§ EXERCISE PROMPT:
Scan the following material for the string "components" and copy each line in which it appears.

§ AVAILABLE RECORDS:
>> BEGIN
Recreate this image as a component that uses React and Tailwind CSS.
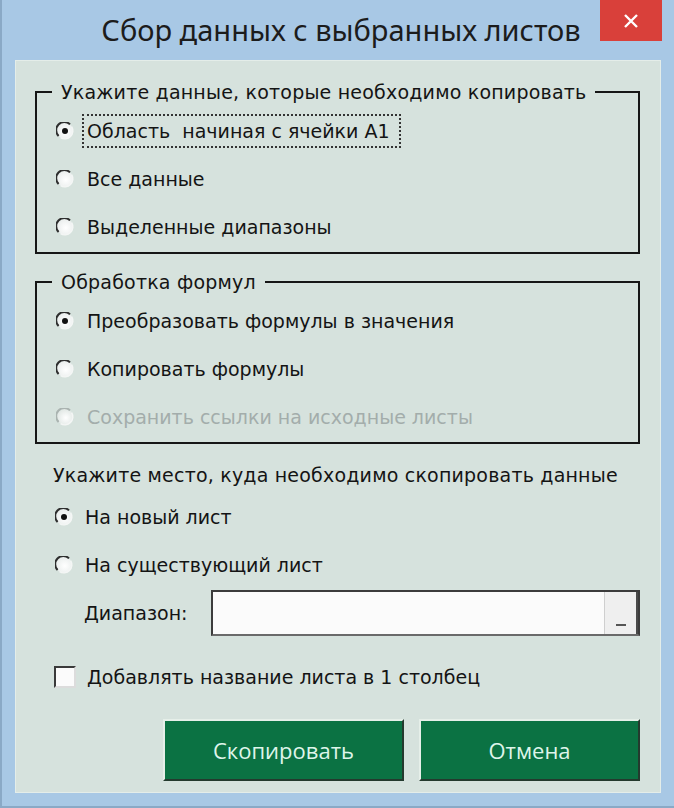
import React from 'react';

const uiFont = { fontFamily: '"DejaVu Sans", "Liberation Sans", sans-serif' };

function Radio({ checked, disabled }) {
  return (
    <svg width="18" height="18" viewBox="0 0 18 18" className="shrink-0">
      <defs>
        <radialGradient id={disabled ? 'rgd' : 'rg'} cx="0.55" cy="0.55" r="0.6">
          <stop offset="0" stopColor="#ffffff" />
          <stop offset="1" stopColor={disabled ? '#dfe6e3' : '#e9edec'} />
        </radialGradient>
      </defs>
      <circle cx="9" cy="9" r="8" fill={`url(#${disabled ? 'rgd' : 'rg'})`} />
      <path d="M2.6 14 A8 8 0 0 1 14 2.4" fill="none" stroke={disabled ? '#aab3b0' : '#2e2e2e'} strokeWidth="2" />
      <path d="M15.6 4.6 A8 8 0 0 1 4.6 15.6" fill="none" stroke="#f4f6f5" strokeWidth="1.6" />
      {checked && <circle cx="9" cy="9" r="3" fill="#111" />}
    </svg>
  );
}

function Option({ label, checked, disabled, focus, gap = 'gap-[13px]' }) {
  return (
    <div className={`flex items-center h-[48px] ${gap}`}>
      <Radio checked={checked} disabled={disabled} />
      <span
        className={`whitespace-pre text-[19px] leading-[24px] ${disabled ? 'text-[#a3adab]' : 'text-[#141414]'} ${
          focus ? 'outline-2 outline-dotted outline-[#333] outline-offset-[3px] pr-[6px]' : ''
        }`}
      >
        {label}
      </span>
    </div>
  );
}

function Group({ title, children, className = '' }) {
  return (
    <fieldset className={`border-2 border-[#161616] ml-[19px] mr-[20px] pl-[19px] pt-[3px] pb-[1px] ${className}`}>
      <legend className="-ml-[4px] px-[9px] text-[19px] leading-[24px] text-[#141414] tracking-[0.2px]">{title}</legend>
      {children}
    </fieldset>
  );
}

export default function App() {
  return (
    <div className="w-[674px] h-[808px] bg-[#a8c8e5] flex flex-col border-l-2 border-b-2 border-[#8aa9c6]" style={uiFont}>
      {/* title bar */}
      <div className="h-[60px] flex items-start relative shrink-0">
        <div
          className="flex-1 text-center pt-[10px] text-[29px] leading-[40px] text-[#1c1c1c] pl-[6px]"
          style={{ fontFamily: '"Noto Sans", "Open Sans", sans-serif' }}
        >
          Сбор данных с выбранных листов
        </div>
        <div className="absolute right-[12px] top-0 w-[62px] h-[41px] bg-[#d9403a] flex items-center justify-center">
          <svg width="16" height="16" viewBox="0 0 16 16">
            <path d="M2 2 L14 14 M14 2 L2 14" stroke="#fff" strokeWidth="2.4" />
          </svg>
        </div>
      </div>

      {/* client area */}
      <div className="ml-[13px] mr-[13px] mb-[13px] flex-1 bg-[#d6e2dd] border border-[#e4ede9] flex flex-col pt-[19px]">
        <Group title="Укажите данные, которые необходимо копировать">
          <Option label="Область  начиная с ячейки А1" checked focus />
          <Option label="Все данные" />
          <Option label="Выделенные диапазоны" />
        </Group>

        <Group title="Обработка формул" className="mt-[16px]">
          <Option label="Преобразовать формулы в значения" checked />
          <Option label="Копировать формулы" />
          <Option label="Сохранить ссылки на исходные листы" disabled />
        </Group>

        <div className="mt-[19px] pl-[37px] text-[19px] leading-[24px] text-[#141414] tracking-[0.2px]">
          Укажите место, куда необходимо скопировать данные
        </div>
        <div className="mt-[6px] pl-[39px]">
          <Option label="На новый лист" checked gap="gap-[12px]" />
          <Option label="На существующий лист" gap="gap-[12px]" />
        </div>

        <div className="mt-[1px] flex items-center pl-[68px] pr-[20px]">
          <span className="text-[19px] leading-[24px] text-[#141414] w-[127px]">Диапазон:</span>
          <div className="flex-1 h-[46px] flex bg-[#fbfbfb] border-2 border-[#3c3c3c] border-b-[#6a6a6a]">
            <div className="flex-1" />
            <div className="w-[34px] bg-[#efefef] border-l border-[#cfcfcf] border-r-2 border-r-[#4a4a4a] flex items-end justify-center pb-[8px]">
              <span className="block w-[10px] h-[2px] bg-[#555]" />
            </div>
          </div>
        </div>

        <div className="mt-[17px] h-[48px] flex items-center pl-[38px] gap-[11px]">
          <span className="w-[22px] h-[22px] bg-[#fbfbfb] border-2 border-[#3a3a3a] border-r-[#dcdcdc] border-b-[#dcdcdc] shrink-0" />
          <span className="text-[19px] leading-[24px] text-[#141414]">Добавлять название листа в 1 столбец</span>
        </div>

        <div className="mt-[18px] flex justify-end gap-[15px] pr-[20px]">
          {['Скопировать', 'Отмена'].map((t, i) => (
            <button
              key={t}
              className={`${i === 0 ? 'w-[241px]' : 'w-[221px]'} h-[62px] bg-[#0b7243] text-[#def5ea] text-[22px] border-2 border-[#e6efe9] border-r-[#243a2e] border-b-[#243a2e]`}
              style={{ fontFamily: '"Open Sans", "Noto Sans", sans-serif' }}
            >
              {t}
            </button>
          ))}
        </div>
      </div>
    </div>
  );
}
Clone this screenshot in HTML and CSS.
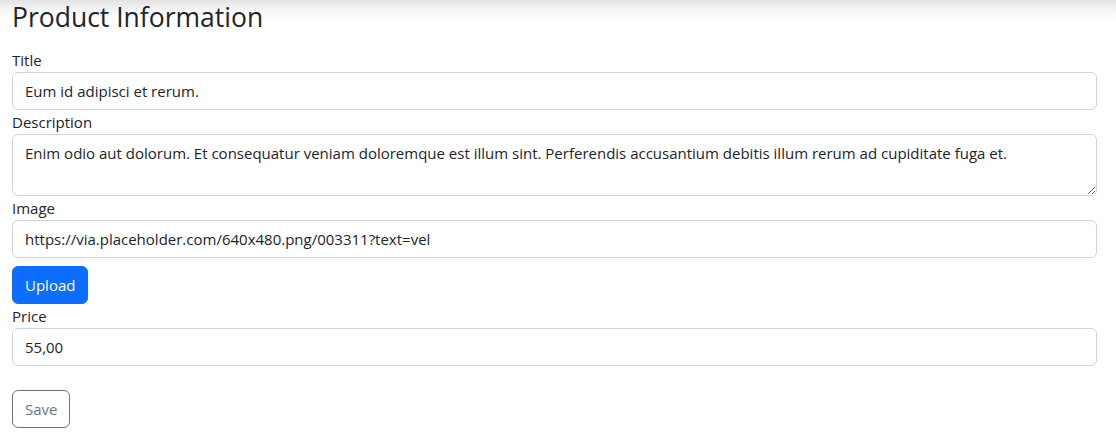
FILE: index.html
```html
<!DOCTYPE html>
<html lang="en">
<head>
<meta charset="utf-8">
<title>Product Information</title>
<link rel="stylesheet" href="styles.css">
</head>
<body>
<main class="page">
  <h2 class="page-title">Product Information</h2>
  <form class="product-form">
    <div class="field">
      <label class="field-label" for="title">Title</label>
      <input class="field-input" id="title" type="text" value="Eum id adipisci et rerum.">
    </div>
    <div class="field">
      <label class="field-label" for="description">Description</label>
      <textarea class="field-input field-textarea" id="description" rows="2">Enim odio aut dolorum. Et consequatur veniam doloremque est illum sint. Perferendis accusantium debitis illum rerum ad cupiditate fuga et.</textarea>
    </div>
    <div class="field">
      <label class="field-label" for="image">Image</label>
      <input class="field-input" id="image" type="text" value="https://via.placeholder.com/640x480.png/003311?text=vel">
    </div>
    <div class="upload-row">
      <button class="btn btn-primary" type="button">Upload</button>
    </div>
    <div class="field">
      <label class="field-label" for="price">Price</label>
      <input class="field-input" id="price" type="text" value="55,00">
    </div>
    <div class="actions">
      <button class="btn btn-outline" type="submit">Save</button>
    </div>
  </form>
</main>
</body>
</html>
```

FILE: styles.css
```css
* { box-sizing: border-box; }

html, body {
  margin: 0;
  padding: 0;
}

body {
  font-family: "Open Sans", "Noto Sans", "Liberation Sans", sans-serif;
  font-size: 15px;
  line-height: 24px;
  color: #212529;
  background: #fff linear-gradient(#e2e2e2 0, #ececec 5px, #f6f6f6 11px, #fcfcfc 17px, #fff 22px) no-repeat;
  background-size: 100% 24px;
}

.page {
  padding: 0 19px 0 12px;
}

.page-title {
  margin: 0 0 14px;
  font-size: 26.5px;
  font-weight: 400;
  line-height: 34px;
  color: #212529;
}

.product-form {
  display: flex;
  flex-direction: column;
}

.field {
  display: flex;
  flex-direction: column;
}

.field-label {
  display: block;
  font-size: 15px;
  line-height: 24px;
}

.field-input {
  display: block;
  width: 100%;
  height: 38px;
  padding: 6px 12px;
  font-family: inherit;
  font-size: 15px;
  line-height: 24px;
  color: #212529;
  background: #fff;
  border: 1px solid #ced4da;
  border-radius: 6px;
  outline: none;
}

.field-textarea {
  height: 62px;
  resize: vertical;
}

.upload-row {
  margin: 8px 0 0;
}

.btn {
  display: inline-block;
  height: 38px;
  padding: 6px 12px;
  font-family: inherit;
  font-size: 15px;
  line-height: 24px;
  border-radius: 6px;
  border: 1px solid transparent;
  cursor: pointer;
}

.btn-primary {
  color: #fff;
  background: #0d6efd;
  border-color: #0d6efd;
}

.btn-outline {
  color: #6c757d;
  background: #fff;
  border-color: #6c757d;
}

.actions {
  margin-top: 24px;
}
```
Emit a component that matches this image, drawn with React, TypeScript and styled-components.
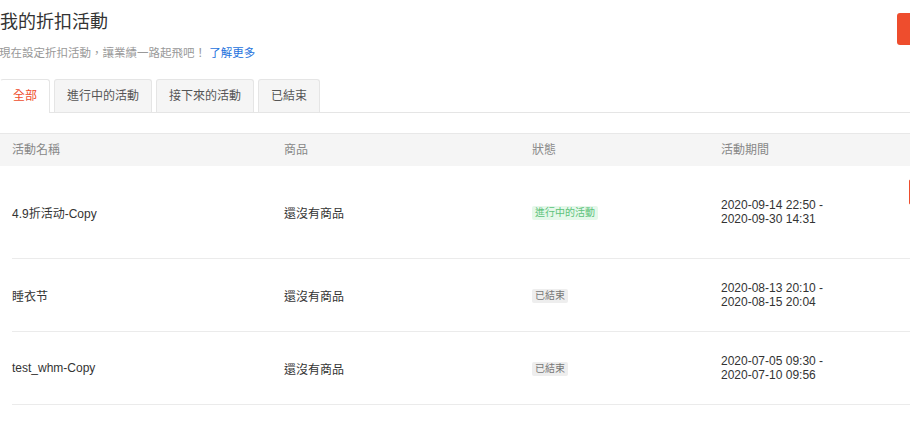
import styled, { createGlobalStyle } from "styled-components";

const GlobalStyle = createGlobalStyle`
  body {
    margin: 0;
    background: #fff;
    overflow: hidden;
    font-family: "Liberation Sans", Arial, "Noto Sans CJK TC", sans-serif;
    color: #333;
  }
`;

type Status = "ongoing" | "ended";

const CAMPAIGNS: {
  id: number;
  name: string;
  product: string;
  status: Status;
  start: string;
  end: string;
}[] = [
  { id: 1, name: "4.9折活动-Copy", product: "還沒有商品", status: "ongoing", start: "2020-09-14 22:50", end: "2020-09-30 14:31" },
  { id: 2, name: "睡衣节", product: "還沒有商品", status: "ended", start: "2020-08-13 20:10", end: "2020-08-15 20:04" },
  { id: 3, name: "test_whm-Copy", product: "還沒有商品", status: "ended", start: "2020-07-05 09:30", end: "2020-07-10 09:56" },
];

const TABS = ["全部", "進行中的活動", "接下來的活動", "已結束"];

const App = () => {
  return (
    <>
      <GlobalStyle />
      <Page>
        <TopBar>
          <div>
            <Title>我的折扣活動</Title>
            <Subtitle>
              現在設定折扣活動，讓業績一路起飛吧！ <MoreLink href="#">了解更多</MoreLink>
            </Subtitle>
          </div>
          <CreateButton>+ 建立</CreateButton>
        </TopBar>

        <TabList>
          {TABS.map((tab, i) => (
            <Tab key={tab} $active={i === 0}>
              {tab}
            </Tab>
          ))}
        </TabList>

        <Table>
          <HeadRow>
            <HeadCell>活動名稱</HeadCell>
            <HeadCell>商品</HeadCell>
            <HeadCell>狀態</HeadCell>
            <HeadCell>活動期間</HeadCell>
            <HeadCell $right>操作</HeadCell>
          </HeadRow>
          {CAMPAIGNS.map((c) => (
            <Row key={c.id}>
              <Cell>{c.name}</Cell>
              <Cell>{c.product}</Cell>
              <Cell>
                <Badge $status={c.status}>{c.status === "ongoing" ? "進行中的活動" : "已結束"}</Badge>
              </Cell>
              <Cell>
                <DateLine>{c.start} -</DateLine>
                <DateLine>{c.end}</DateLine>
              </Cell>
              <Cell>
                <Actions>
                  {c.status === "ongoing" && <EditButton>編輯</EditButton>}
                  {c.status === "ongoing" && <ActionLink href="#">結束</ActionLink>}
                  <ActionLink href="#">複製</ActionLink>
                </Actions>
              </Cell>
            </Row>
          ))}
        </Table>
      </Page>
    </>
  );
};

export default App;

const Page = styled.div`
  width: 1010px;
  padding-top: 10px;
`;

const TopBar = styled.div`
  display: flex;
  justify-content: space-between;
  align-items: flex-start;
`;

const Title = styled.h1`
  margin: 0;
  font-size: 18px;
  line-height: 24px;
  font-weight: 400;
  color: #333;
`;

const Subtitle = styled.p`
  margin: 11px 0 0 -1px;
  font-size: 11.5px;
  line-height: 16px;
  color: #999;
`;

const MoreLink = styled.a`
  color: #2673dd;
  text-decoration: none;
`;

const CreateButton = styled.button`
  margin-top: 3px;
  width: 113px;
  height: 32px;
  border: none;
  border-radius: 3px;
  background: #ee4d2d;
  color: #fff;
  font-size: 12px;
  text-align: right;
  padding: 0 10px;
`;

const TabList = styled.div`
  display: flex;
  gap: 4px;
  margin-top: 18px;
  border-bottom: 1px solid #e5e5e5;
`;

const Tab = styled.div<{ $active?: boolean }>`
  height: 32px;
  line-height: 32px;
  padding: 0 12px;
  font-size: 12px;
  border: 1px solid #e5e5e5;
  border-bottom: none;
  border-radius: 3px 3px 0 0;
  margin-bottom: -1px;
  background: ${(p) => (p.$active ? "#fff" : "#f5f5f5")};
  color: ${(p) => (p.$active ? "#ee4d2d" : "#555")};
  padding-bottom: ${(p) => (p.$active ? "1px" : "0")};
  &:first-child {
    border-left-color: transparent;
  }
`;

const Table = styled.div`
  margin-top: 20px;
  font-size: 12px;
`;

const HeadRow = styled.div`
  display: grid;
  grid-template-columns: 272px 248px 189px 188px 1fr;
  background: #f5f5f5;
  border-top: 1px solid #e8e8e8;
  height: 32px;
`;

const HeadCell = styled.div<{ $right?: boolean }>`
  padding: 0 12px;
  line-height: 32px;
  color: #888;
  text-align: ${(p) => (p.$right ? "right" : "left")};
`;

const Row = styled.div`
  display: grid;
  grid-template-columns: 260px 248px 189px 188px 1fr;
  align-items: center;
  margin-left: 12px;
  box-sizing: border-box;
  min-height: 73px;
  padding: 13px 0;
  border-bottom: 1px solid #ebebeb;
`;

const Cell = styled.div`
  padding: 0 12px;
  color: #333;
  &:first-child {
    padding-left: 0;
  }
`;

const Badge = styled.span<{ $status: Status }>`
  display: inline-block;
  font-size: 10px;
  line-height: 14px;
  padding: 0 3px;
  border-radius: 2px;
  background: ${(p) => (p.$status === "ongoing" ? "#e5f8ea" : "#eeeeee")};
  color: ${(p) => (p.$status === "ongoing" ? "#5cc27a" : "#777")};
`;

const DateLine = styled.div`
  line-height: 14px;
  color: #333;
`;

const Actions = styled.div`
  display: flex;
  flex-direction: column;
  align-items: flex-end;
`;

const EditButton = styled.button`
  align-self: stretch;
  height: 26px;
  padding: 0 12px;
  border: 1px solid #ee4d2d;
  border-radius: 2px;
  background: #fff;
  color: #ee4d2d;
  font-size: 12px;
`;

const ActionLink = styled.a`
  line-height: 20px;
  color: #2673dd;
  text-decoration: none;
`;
>> END
§ EXERCISE ANSWER:
Emit a component that matches this image, drawn with React, TypeScript and styled-components.
import styled, { createGlobalStyle } from "styled-components";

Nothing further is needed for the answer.